Racing Without a Profit Objective and Crashing into Section 183: Zidar v. Commissioner
Bronson J. Bigelow
In Zidar v. Commissioner, a taxpayer who spent in excess of $100,000 to build a stock car for the American Speed Association’s 1992 racing season, obtained only $5,571 in sponsorship money, and destroyed the car in the first race was found to lack the required profit objective for purposes of section 183. The Tax Court upheld the Commissioner’s disallowance of all deductions relating to the taxpayer’s stock car activity in excess of the $5,571 of income generated by the sponsorships and upheld the imposition of a 20% accuracy-related penalty. Though Zidar is a memorandum decision, the Tax Court’s structured analysis and application of Regulation section 1.183-2 makes the decision a valuable guide for taxpayers and their advisers.
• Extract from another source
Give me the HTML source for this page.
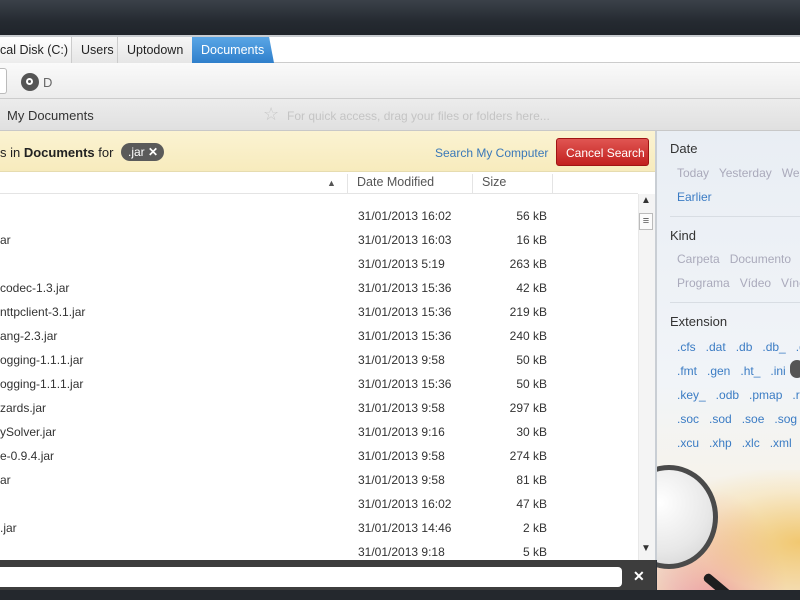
<!DOCTYPE html>
<html><head><style>
*{margin:0;padding:0;box-sizing:border-box}
body{width:800px;height:600px;overflow:hidden;position:relative;font-family:"Liberation Sans",sans-serif;background:#2c3138}
.a{position:absolute}
.t{position:absolute;white-space:nowrap}
.row{position:absolute;left:0;width:638px;height:24px;font-size:12px;color:#333}
.row span{position:absolute;top:5px}
.ext{color:#3b7cc4;font-size:12px}
</style></head><body>
<div class="a" style="left:0;top:0;width:800px;height:36px;background:linear-gradient(#3b4149,#252a31 60%,#1f242a)"></div>
<div class="a" style="left:0;top:35px;width:800px;height:2px;background:#c8ccd0"></div>
<!-- tabs -->
<div class="a" style="left:0;top:37px;width:800px;height:26px;background:#fff;border-bottom:1px solid #ccc"></div>
<div class="a" style="left:0;top:37px;width:72px;height:26px;background:linear-gradient(#fff,#ececec);border-right:1px solid #ccc"></div>
<div class="t" style="left:0;top:43px;font-size:12.5px;color:#222">cal Disk (C:)</div>
<div class="a" style="left:72px;top:37px;width:46px;height:26px;background:linear-gradient(#f6f6f6,#e6e6e6);border-right:1px solid #ccc"></div>
<div class="t" style="left:81px;top:43px;font-size:12.5px;color:#222">Users</div>
<div class="a" style="left:118px;top:37px;width:74px;height:26px;background:linear-gradient(#f6f6f6,#e6e6e6)"></div>
<div class="t" style="left:127px;top:43px;font-size:12.5px;color:#222">Uptodown</div>
<div class="a" style="left:192px;top:37px;width:82px;height:26px;background:linear-gradient(#5aa6e6,#2f7fcb);clip-path:polygon(0 0,94% 0,100% 100%,0 100%)"></div>
<div class="t" style="left:201px;top:43px;font-size:12.5px;color:#fff">Documents</div>
<!-- toolbar -->
<div class="a" style="left:0;top:63px;width:800px;height:36px;background:linear-gradient(#fafafa,#ececec);border-bottom:1px solid #ccc"></div>
<div class="a" style="left:0;top:68px;width:7px;height:26px;background:#fff;border:1px solid #bbb;border-left:none;border-radius:0 3px 3px 0"></div>
<div class="a" style="left:21px;top:73px;width:18px;height:18px;border-radius:50%;background:#555"></div>
<div class="a" style="left:26px;top:78px;width:7px;height:7px;border-radius:50%;border:2px solid #fff"></div>
<div class="t" style="left:43px;top:75px;font-size:13px;color:#666">D</div>
<!-- breadcrumb -->
<div class="a" style="left:0;top:99px;width:800px;height:32px;background:linear-gradient(#ececec,#e0e0e0);border-bottom:1px solid #c8c8c8"></div>
<div class="t" style="left:7px;top:108px;font-size:13px;color:#333">My Documents</div>
<div class="t" style="left:263px;top:104px;font-size:18px;color:#c8c8c8">☆</div>
<div class="t" style="left:287px;top:109px;font-size:12px;color:#c4c4c4">For quick access, drag your files or folders here...</div>
<!-- yellow -->
<div class="a" style="left:0;top:131px;width:656px;height:41px;background:linear-gradient(#fbf3d2,#f7ebbd);border-bottom:1px solid #e6dcb0"></div>
<div class="t" style="left:0;top:145px;font-size:13px;color:#222">s in <b>Documents</b> for</div>
<div class="a" style="left:121px;top:143px;width:43px;height:18px;border-radius:9px;background:#5a5a5a"></div>
<div class="t" style="left:128px;top:145px;font-size:12px;color:#fff">.jar <b>✕</b></div>
<div class="t" style="left:435px;top:146px;font-size:12px;color:#3a78b8">Search My Computer</div>
<div class="a" style="left:556px;top:138px;width:93px;height:28px;border-radius:3px;background:linear-gradient(#e05552,#c2201e);border:1px solid #a01414"></div>
<div class="t" style="left:566px;top:146px;font-size:12px;color:#fff">Cancel Search</div>
<!-- list -->
<div class="a" style="left:0;top:172px;width:656px;height:388px;background:#fff"></div>
<div class="a" style="left:0;top:193px;width:638px;height:1px;background:#e4e4e4"></div>
<div class="t" style="left:327px;top:178px;font-size:9px;color:#555">▲</div>
<div class="a" style="left:347px;top:174px;width:1px;height:19px;background:#e4e4e4"></div>
<div class="a" style="left:472px;top:174px;width:1px;height:19px;background:#e4e4e4"></div>
<div class="a" style="left:552px;top:174px;width:1px;height:19px;background:#e4e4e4"></div>
<div class="t" style="left:357px;top:175px;font-size:12.5px;color:#555">Date Modified</div>
<div class="t" style="left:482px;top:175px;font-size:12.5px;color:#555">Size</div>
<div class="a" style="left:638px;top:194px;width:17px;height:366px;background:#f4f4f4;border-left:1px solid #e8e8e8"></div>
<div class="t" style="left:641px;top:195px;font-size:10px;color:#333">▲</div>
<div class="a" style="left:639px;top:213px;width:14px;height:17px;background:#fbfbfb;border:1px solid #bbb;font-size:11px;line-height:14px;text-align:center;color:#555">≡</div>
<div class="t" style="left:641px;top:543px;font-size:10px;color:#333">▼</div>
<div class="a" style="left:655px;top:131px;width:2px;height:429px;background:#c9ced4"></div>

<div class="row" style="top:204px"><span style="left:0"></span><span style="left:358px">31/01/2013 16:02</span><span style="right:91px">56 kB</span></div>
<div class="row" style="top:228px"><span style="left:0">ar</span><span style="left:358px">31/01/2013 16:03</span><span style="right:91px">16 kB</span></div>
<div class="row" style="top:252px"><span style="left:358px">31/01/2013 5:19</span><span style="right:91px">263 kB</span></div>
<div class="row" style="top:276px"><span style="left:0">codec-1.3.jar</span><span style="left:358px">31/01/2013 15:36</span><span style="right:91px">42 kB</span></div>
<div class="row" style="top:300px"><span style="left:0">nttpclient-3.1.jar</span><span style="left:358px">31/01/2013 15:36</span><span style="right:91px">219 kB</span></div>
<div class="row" style="top:324px"><span style="left:0">ang-2.3.jar</span><span style="left:358px">31/01/2013 15:36</span><span style="right:91px">240 kB</span></div>
<div class="row" style="top:348px"><span style="left:0">ogging-1.1.1.jar</span><span style="left:358px">31/01/2013 9:58</span><span style="right:91px">50 kB</span></div>
<div class="row" style="top:372px"><span style="left:0">ogging-1.1.1.jar</span><span style="left:358px">31/01/2013 15:36</span><span style="right:91px">50 kB</span></div>
<div class="row" style="top:396px"><span style="left:0">zards.jar</span><span style="left:358px">31/01/2013 9:58</span><span style="right:91px">297 kB</span></div>
<div class="row" style="top:420px"><span style="left:0">ySolver.jar</span><span style="left:358px">31/01/2013 9:16</span><span style="right:91px">30 kB</span></div>
<div class="row" style="top:444px"><span style="left:0">e-0.9.4.jar</span><span style="left:358px">31/01/2013 9:58</span><span style="right:91px">274 kB</span></div>
<div class="row" style="top:468px"><span style="left:0">ar</span><span style="left:358px">31/01/2013 9:58</span><span style="right:91px">81 kB</span></div>
<div class="row" style="top:492px"><span style="left:358px">31/01/2013 16:02</span><span style="right:91px">47 kB</span></div>
<div class="row" style="top:516px"><span style="left:0">.jar</span><span style="left:358px">31/01/2013 14:46</span><span style="right:91px">2 kB</span></div>
<div class="row" style="top:540px"><span style="left:358px">31/01/2013 9:18</span><span style="right:91px">5 kB</span></div>

<!-- bottom bar -->
<div class="a" style="left:0;top:560px;width:656px;height:30px;background:#3d3d3d"></div>
<div class="a" style="left:0;top:567px;width:622px;height:20px;background:#fff;border-radius:0 4px 4px 0"></div>
<div class="t" style="left:633px;top:568px;font-size:14px;color:#fff;font-weight:bold">✕</div>
<div class="a" style="left:0;top:590px;width:800px;height:10px;background:#24282d"></div>

<!-- right panel -->
<div class="a" style="left:657px;top:131px;width:143px;height:459px;overflow:hidden;background:linear-gradient(#e9eef4,#f1f4f8 55%,#f6f3ec 75%,#f2dcc0)">
  <div class="a" style="left:0;top:339px;width:143px;height:120px;background:radial-gradient(ellipse at 100% 60%,rgba(240,190,80,.75),rgba(250,220,150,.35) 50%,transparent 75%),radial-gradient(ellipse at 40% 110%,rgba(230,110,150,.6),transparent 60%)"></div>
  <div class="a" style="left:-37px;top:334px;width:98px;height:104px;border-radius:50%;border:5px solid #4a4a4a;background:radial-gradient(circle at 40% 35%,#fff,#e8e8e8 60%,#cfcfcf)"></div>
  <div class="a" style="left:48px;top:440px;width:48px;height:9px;background:#1e1e1e;transform:rotate(40deg);transform-origin:0 50%;border-radius:4px"></div>
</div>
<div class="t" style="left:670px;top:141px;font-size:13px;color:#333">Date</div>
<div class="t" style="left:677px;top:166px;font-size:12px;color:#aab"><span>Today</span>&nbsp;&nbsp; <span>Yesterday</span>&nbsp;&nbsp; Wee</div>
<div class="t ext" style="left:677px;top:190px">Earlier</div>
<div class="a" style="left:670px;top:216px;width:130px;height:1px;background:#d8dde3"></div>
<div class="t" style="left:670px;top:228px;font-size:13px;color:#333">Kind</div>
<div class="t" style="left:677px;top:252px;font-size:12px;color:#aab">Carpeta&nbsp;&nbsp; Documento</div>
<div class="t" style="left:677px;top:276px;font-size:12px;color:#aab">Programa&nbsp;&nbsp; Vídeo&nbsp;&nbsp; Vínc</div>
<div class="a" style="left:670px;top:302px;width:130px;height:1px;background:#d8dde3"></div>
<div class="t" style="left:670px;top:314px;font-size:13px;color:#333">Extension</div>
<div class="t ext" style="left:677px;top:340px">.cfs&nbsp;&nbsp; .dat&nbsp;&nbsp; .db&nbsp;&nbsp; .db_&nbsp;&nbsp; .d</div>
<div class="t ext" style="left:677px;top:364px">.fmt&nbsp;&nbsp; .gen&nbsp;&nbsp; .ht_&nbsp;&nbsp; .ini</div>
<div class="a" style="left:790px;top:360px;width:14px;height:18px;border-radius:8px;background:#555"></div>
<div class="t ext" style="left:677px;top:388px">.key_&nbsp;&nbsp; .odb&nbsp;&nbsp; .pmap&nbsp;&nbsp; .ro</div>
<div class="t ext" style="left:677px;top:412px">.soc&nbsp;&nbsp; .sod&nbsp;&nbsp; .soe&nbsp;&nbsp; .sog</div>
<div class="t ext" style="left:677px;top:436px">.xcu&nbsp;&nbsp; .xhp&nbsp;&nbsp; .xlc&nbsp;&nbsp; .xml</div>
</body></html>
Moreover, the decision clearly illustrates the steps to follow in determining if an activity is engaged in for profit under sections 162 and 212.Part I of this Note discusses the statutory framework of section 183 and Regulation section 1.183-2. Part II details the facts of Zidar and the decision of the Tax Court. Part III analyzes the relevant factors of Regulation section 1.183-2 as applied in Zidar, and identifies an important trend helpful to taxpayers. Part IV concludes that the taxpayer could have acted differently to establish the requisite profit objective.